Don't know if you have it, but Blind Faith's one album is worth listening to, IMO(anything that Steve Winwood has been involved in, actually). The original had only eight songs, but seven more were added to the 2000 remaster. And I go along with David on "In the Court of the Crimson King". Very good album.

rock_of_ages said...

There is plenty of Classic Rock out there and I discover "new", old bands every week.

This years discovery for me has been the Welsh band "Man" - try to find the tracks C'mon, Ride And The View, Spunk Rock or from the last album (on their myspace page I think) "All Alone".

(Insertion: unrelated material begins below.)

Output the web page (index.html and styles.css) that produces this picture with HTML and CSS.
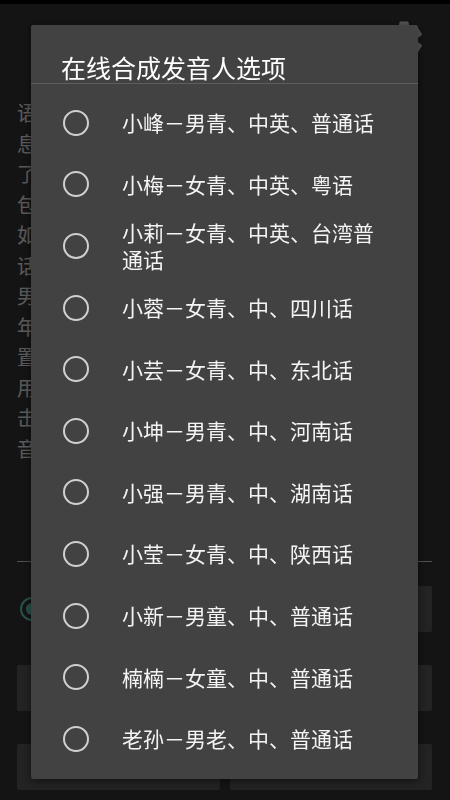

Budgie is another great suggestion from the country I now call home!

Good call from Bob on Ian Hunter - there are a few great songs on the You're Never Alone With A Schizophrenic album and on his self titled album.

George Harrison's solo catalogue is worth exploring for some obscure gems too. This Guitar Can't Keep From Crying and the released version of the Beatles outtake Not Guilty spring to mind.

You might also like Uriah Heep, Trapeze, UFO, Badfinger... there's loads of great music out there... enjoy finding it!


Angie said...

One of my favourite songs is by an old Australian band, The Triffids. Another Aussie musician once said if Bruce Springsteen had written it it would have been a classic. I personally can't see it as a Bruce song. It's very Australian, but you may like it. It's called Wide Open Road.

I also prefer the less popular Bob Dylan songs to his hits. I love Meet Me in the Morning, The Ballad of Frankie Lee and Judas Priest, Boots of Spanish Leather, Obviously Five Believers ...

I could go on but I'm too lazy to think. My fvourite Led Zeppelin song is In My Time of Dying. I don't think that was a big hit was it? Oh, and I love Jimmy's Easy Rider from the Easy Rider soundtrack.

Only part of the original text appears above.